Guardian Heroes is a nice beat-’em-up, similar to Streets of Rage or Golden Axe, but in a fantasy setting with knights, wizards, skeletons, and so on. I really like this game and planned on going more into detail. Sadly, it freezes on the second stage, rendering the game unplayable. I hope a newer version of Yabause will fix this, as this is a fun game to play and I would love putting it on my list of favorite games for the Saturn.

Linkle Liver Story

Sadly, this game is only available in Japanese and since I don’t speak Japanese, I don’t understand what I have to do. The game itself looks gorgeous, with colorful anime-style graphics and bright warm colors. It’s also very demanding, so there’s a lot of frame skipping, which you see in your character animation, but the game itself works rather well. I have a feeling that if I understood Japanese, this would be a very fun Action Role Playing Game (ARPG) to play. If you understand Japanese and like RPG games, I recommend trying this game.

Lode Runner Returns

This one is a nice remake of Lode Runner. Although only available in Japanese, it is a lot fun to play. I enjoyed it quite a bit, but as it is just a little puzzle game I don’t consider it a “must have” for the Saturn.
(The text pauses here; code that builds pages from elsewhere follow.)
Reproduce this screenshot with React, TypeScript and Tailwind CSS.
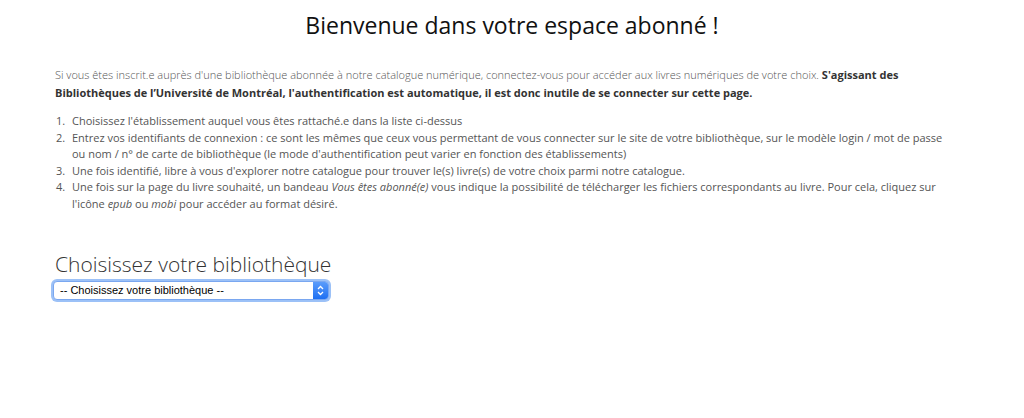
import React from 'react';

const steps: React.ReactNode[] = [
  "Choisissez l'établissement auquel vous êtes rattaché.e dans la liste ci-dessus",
  "Entrez vos identifiants de connexion : ce sont les mêmes que ceux vous permettant de vous connecter sur le site de votre bibliothèque, sur le modèle login / mot de passe ou nom / n° de carte de bibliothèque (le mode d'authentification peut varier en fonction des établissements)",
  "Une fois identifié, libre à vous d'explorer notre catalogue pour trouver le(s) livre(s) de votre choix parmi notre catalogue.",
  <>
    Une fois sur la page du livre souhaité, un bandeau <em>Vous êtes abonné(e)</em> vous indique la
    possibilité de télécharger les fichiers correspondants au livre. Pour cela, cliquez sur l'icône{' '}
    <em>epub</em> ou <em>mobi</em> pour accéder au format désiré.
  </>,
];

export default function App() {
  return (
    <div
      className="min-h-[418px] w-full bg-white text-[#555]"
      style={{ fontFamily: '"Open Sans", sans-serif' }}
    >
      <h1 className="pt-[10px] text-center text-[23px] leading-[30px] text-[#111]">
        Bienvenue dans votre espace abonné !
      </h1>

      <div className="mx-[55px] mt-[26px]">
        <p className="text-[11px] font-light leading-[18px] text-[#555]">
          Si vous êtes inscrit.e auprès d'une bibliothèque abonnée à notre catalogue numérique, connectez-vous
          pour accéder aux livres numériques de votre choix.{' '}
          <strong className="font-bold text-[#333]">
            S'agissant des Bibliothèques de l’Université de Montréal, l'authentification est automatique, il est
            donc inutile de se connecter sur cette page.
          </strong>
        </p>

        <ol className="mt-[11px]">
          {steps.map((s, i) => (
            <li key={i} className="flex text-[11px] leading-[16.6px] text-[#555]">
              <span className="w-[17px] shrink-0 pl-[1px]">{i + 1}.</span>
              <span className="pr-[20px]">{s}</span>
            </li>
          ))}
        </ol>

        <h3 className="mt-[38px] text-[21px] font-light leading-[26px] text-[#333]">
          Choisissez votre bibliothèque
        </h3>

        <div className="relative -ml-[2px] mt-[4px] h-[19px] w-[276px] rounded-[4px] border border-[#7aa7f0] bg-white shadow-[0_0_0_2px_#9cc1f7]">
          <div
            className="flex h-full items-center pl-[6px] text-[11px] text-black"
            style={{ fontFamily: '"Liberation Sans", Arial, sans-serif' }}
          >
            -- Choisissez votre bibliothèque --
          </div>
          <div className="absolute right-0 top-0 flex h-full w-[15px] items-center justify-center rounded-r-[3px] bg-gradient-to-b from-[#5a9cfb] to-[#1c6ff2]">
            <svg width="7" height="11" viewBox="0 0 7 11" fill="none" stroke="white" strokeWidth="1.3">
              <path d="M1 4 L3.5 1.5 L6 4" />
              <path d="M1 7 L3.5 9.5 L6 7" />
            </svg>
          </div>
        </div>
      </div>
    </div>
  );
}
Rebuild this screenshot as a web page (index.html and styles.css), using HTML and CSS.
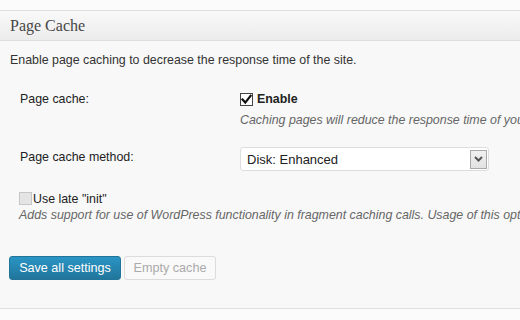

Still, it’s a nice game and plays perfectly fine on the ODROID. If you like these kind of puzzle games I would highly recommend it.

Loaded

Loaded is a nice third-person top-down shooter similar to the old Alien shooters for the Amiga, where you run through level open doors, kill enemies, and collect key cards to open more doors until you have enough key cards to exit the level. You can select one of six characters with different weapons and special attacks. There are also items you can pick up such as health packs, ammunition, or weapon upgrades. The graphics feature 3D environments combined with 2D characters sprites, making it look a bit dated, but it’s still quite fun to play. If you like some top down shooter action grab it and try it, it’s works very well on the ODROID-XU3/XU4.